Protesters carrying banners that read "Coal kills us" protest Japan's support of coal-fired power plant in Central Java, Indonesia on April 1, outside the Japanese embassy in Jakarta. (Photo by  Ryan Dagur)

Indonesian environmentalists are demanding that the Japanese government stop funding the construction of a coal-fired power plant in Central Java.

"The rights of many farmers and fishermen are violated. Therefore, we call on the Japanese government not to continue funding the project," Hadi Priyanto, who coordinated an April 1 protest outside the Japanese embassy in Jakarta, told ucanews.com.

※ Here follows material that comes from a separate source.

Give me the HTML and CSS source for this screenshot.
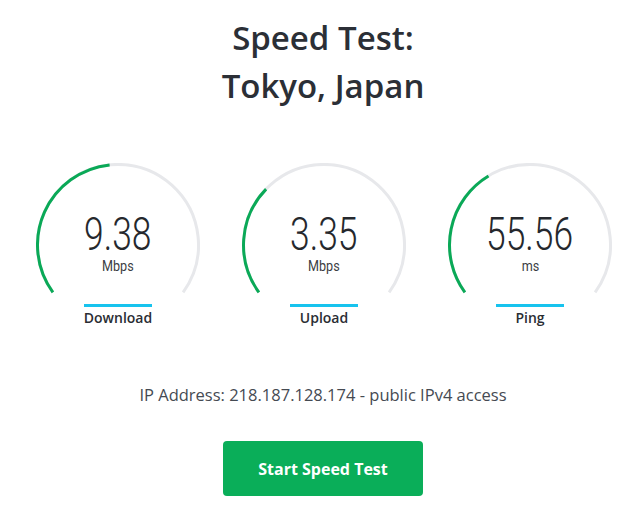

The protestors representing different universities and nongovernmental organizations carried banners that read "Coal kills us" and wore costumes symbolizing Japanese ghosts as a way to protest the Japanese government's lack of awareness about the rights of rural Indonesians.

The US$4-billion coal-fired power plant in Batang district has a projected capacity of 2,000 megawatts and is backed by Japan. It was launched by President Joko Widodo in August but delayed because of land acquisition issues.

Many say that the plant will adversely effect the environment and the livelihood of farmers and fisherfolk.

 

 

According to Greenpeace Indonesia at least 7,000 people in five villages in the area will be affected by the power plant, which would be one of the largest coal-fired power plants in the region.

"At this moment, 10 percent of the 226 hectares for the project are not sold yet by local people. But fences are already built in the area," Priyanto said.

As a result, local people would not be able to go to their own agricultural land. Worse, land for the proposed project has been secured by soldiers, he said.

"We cannot work now. If we want to go to our agricultural land, we have to go through the fences. But behind the fences there are guards," said Karomat from Ujungnegoro village who owns a hectare of agricultural land he refuses to sell.

"We don’t know how to fight for our rights. We often asked for help," he told ucanews.com.